** GIVEN INFORMATION **

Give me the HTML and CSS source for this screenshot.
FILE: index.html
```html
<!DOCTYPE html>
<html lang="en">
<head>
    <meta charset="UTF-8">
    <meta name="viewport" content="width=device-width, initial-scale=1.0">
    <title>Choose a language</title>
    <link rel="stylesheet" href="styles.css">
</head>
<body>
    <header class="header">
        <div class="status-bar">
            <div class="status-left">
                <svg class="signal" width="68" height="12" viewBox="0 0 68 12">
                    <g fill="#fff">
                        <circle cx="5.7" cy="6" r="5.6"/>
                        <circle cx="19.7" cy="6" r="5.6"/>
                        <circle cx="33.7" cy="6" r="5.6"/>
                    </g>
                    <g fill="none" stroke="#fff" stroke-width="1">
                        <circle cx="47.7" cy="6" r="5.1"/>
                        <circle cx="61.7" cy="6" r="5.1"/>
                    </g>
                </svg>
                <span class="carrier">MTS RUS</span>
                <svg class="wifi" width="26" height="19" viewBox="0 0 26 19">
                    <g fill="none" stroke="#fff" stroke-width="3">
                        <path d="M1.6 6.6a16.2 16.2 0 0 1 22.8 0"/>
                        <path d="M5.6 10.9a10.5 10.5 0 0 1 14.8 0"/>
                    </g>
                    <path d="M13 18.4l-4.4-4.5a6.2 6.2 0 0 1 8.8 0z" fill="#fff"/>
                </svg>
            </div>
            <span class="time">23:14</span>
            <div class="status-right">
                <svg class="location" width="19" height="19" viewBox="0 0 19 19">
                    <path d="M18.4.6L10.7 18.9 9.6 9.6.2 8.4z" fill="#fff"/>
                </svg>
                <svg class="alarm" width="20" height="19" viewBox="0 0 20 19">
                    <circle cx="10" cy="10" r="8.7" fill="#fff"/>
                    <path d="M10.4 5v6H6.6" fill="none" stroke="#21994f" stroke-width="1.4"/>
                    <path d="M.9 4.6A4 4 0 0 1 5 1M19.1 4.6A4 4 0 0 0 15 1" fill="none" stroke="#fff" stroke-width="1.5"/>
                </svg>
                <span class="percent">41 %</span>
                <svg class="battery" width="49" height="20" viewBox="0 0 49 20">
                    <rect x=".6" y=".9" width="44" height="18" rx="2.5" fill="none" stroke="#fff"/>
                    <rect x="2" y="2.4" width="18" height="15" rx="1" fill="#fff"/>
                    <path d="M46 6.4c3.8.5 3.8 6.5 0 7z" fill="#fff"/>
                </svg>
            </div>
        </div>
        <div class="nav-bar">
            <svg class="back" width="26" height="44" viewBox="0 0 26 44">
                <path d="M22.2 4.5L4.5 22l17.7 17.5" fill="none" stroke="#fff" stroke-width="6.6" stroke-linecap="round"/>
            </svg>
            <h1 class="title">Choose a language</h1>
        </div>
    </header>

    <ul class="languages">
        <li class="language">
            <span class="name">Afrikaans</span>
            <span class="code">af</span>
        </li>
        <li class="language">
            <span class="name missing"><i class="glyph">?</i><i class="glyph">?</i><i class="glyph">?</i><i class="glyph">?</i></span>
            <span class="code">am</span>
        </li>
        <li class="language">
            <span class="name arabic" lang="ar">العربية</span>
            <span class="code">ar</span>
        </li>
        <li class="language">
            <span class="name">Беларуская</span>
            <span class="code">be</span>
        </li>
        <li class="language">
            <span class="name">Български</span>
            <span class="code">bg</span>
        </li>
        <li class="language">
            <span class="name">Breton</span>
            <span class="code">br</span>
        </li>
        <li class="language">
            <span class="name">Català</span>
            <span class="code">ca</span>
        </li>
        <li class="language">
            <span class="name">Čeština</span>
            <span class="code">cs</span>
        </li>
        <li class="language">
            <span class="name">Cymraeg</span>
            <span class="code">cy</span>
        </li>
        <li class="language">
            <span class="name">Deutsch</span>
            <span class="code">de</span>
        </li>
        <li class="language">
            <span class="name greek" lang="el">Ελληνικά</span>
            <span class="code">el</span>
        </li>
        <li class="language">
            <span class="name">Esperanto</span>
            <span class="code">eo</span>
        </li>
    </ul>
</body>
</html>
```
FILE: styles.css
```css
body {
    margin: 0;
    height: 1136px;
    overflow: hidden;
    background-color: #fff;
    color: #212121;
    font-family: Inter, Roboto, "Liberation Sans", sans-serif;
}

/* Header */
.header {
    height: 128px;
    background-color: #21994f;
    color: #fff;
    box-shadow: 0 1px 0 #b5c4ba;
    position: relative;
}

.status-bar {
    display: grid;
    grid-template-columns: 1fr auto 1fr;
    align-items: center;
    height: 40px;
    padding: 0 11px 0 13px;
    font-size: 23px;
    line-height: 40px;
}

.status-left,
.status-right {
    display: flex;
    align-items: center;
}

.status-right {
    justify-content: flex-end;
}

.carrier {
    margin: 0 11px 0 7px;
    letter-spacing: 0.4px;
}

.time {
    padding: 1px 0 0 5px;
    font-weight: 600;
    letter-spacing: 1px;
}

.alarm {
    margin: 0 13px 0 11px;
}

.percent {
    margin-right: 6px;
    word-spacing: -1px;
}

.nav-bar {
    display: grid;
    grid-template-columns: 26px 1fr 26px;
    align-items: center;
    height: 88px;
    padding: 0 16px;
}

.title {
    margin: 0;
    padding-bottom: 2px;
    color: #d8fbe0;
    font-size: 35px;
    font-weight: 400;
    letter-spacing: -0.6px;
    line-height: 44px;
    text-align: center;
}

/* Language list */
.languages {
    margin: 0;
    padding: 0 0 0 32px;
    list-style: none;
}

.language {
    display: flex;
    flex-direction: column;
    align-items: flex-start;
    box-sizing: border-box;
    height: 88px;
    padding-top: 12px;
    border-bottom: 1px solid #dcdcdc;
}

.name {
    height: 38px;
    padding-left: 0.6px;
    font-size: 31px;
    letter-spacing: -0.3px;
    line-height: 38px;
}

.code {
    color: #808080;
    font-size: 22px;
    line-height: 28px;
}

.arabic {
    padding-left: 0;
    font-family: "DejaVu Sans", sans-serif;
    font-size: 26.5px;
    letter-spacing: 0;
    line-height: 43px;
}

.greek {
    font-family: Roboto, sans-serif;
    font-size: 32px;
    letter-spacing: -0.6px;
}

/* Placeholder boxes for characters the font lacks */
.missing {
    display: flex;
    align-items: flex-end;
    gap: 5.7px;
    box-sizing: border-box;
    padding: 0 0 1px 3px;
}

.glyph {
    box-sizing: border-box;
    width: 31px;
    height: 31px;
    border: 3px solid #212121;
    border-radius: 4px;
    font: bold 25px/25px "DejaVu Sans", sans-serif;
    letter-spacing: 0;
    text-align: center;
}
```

** WHAT IS NEEDED **
Copy out all of the data exactly, leaving nothing out.

** THE RESULT **
Give me the HTML and CSS source for this screenshot.
FILE: index.html
```html
<!DOCTYPE html>
<html lang="en">
<head>
    <meta charset="UTF-8">
    <meta name="viewport" content="width=device-width, initial-scale=1.0">
    <title>Choose a language</title>
    <link rel="stylesheet" href="styles.css">
</head>
<body>
    <header class="header">
        <div class="status-bar">
            <div class="status-left">
                <svg class="signal" width="68" height="12" viewBox="0 0 68 12">
                    <g fill="#fff">
                        <circle cx="5.7" cy="6" r="5.6"/>
                        <circle cx="19.7" cy="6" r="5.6"/>
                        <circle cx="33.7" cy="6" r="5.6"/>
                    </g>
                    <g fill="none" stroke="#fff" stroke-width="1">
                        <circle cx="47.7" cy="6" r="5.1"/>
                        <circle cx="61.7" cy="6" r="5.1"/>
                    </g>
                </svg>
                <span class="carrier">MTS RUS</span>
                <svg class="wifi" width="26" height="19" viewBox="0 0 26 19">
                    <g fill="none" stroke="#fff" stroke-width="3">
                        <path d="M1.6 6.6a16.2 16.2 0 0 1 22.8 0"/>
                        <path d="M5.6 10.9a10.5 10.5 0 0 1 14.8 0"/>
                    </g>
                    <path d="M13 18.4l-4.4-4.5a6.2 6.2 0 0 1 8.8 0z" fill="#fff"/>
                </svg>
            </div>
            <span class="time">23:14</span>
            <div class="status-right">
                <svg class="location" width="19" height="19" viewBox="0 0 19 19">
                    <path d="M18.4.6L10.7 18.9 9.6 9.6.2 8.4z" fill="#fff"/>
                </svg>
                <svg class="alarm" width="20" height="19" viewBox="0 0 20 19">
                    <circle cx="10" cy="10" r="8.7" fill="#fff"/>
                    <path d="M10.4 5v6H6.6" fill="none" stroke="#21994f" stroke-width="1.4"/>
                    <path d="M.9 4.6A4 4 0 0 1 5 1M19.1 4.6A4 4 0 0 0 15 1" fill="none" stroke="#fff" stroke-width="1.5"/>
                </svg>
                <span class="percent">41 %</span>
                <svg class="battery" width="49" height="20" viewBox="0 0 49 20">
                    <rect x=".6" y=".9" width="44" height="18" rx="2.5" fill="none" stroke="#fff"/>
                    <rect x="2" y="2.4" width="18" height="15" rx="1" fill="#fff"/>
                    <path d="M46 6.4c3.8.5 3.8 6.5 0 7z" fill="#fff"/>
                </svg>
            </div>
        </div>
        <div class="nav-bar">
            <svg class="back" width="26" height="44" viewBox="0 0 26 44">
                <path d="M22.2 4.5L4.5 22l17.7 17.5" fill="none" stroke="#fff" stroke-width="6.6" stroke-linecap="round"/>
            </svg>
            <h1 class="title">Choose a language</h1>
        </div>
    </header>

    <ul class="languages">
        <li class="language">
            <span class="name">Afrikaans</span>
            <span class="code">af</span>
        </li>
        <li class="language">
            <span class="name missing"><i class="glyph">?</i><i class="glyph">?</i><i class="glyph">?</i><i class="glyph">?</i></span>
            <span class="code">am</span>
        </li>
        <li class="language">
            <span class="name arabic" lang="ar">العربية</span>
            <span class="code">ar</span>
        </li>
        <li class="language">
            <span class="name">Беларуская</span>
            <span class="code">be</span>
        </li>
        <li class="language">
            <span class="name">Български</span>
            <span class="code">bg</span>
        </li>
        <li class="language">
            <span class="name">Breton</span>
            <span class="code">br</span>
        </li>
        <li class="language">
            <span class="name">Català</span>
            <span class="code">ca</span>
        </li>
        <li class="language">
            <span class="name">Čeština</span>
            <span class="code">cs</span>
        </li>
        <li class="language">
            <span class="name">Cymraeg</span>
            <span class="code">cy</span>
        </li>
        <li class="language">
            <span class="name">Deutsch</span>
            <span class="code">de</span>
        </li>
        <li class="language">
            <span class="name greek" lang="el">Ελληνικά</span>
            <span class="code">el</span>
        </li>
        <li class="language">
            <span class="name">Esperanto</span>
            <span class="code">eo</span>
        </li>
    </ul>
</body>
</html>
```
FILE: styles.css
```css
body {
    margin: 0;
    height: 1136px;
    overflow: hidden;
    background-color: #fff;
    color: #212121;
    font-family: Inter, Roboto, "Liberation Sans", sans-serif;
}

/* Header */
.header {
    height: 128px;
    background-color: #21994f;
    color: #fff;
    box-shadow: 0 1px 0 #b5c4ba;
    position: relative;
}

.status-bar {
    display: grid;
    grid-template-columns: 1fr auto 1fr;
    align-items: center;
    height: 40px;
    padding: 0 11px 0 13px;
    font-size: 23px;
    line-height: 40px;
}

.status-left,
.status-right {
    display: flex;
    align-items: center;
}

.status-right {
    justify-content: flex-end;
}

.carrier {
    margin: 0 11px 0 7px;
    letter-spacing: 0.4px;
}

.time {
    padding: 1px 0 0 5px;
    font-weight: 600;
    letter-spacing: 1px;
}

.alarm {
    margin: 0 13px 0 11px;
}

.percent {
    margin-right: 6px;
    word-spacing: -1px;
}

.nav-bar {
    display: grid;
    grid-template-columns: 26px 1fr 26px;
    align-items: center;
    height: 88px;
    padding: 0 16px;
}

.title {
    margin: 0;
    padding-bottom: 2px;
    color: #d8fbe0;
    font-size: 35px;
    font-weight: 400;
    letter-spacing: -0.6px;
    line-height: 44px;
    text-align: center;
}

/* Language list */
.languages {
    margin: 0;
    padding: 0 0 0 32px;
    list-style: none;
}

.language {
    display: flex;
    flex-direction: column;
    align-items: flex-start;
    box-sizing: border-box;
    height: 88px;
    padding-top: 12px;
    border-bottom: 1px solid #dcdcdc;
}

.name {
    height: 38px;
    padding-left: 0.6px;
    font-size: 31px;
    letter-spacing: -0.3px;
    line-height: 38px;
}

.code {
    color: #808080;
    font-size: 22px;
    line-height: 28px;
}

.arabic {
    padding-left: 0;
    font-family: "DejaVu Sans", sans-serif;
    font-size: 26.5px;
    letter-spacing: 0;
    line-height: 43px;
}

.greek {
    font-family: Roboto, sans-serif;
    font-size: 32px;
    letter-spacing: -0.6px;
}

/* Placeholder boxes for characters the font lacks */
.missing {
    display: flex;
    align-items: flex-end;
    gap: 5.7px;
    box-sizing: border-box;
    padding: 0 0 1px 3px;
}

.glyph {
    box-sizing: border-box;
    width: 31px;
    height: 31px;
    border: 3px solid #212121;
    border-radius: 4px;
    font: bold 25px/25px "DejaVu Sans", sans-serif;
    letter-spacing: 0;
    text-align: center;
}
```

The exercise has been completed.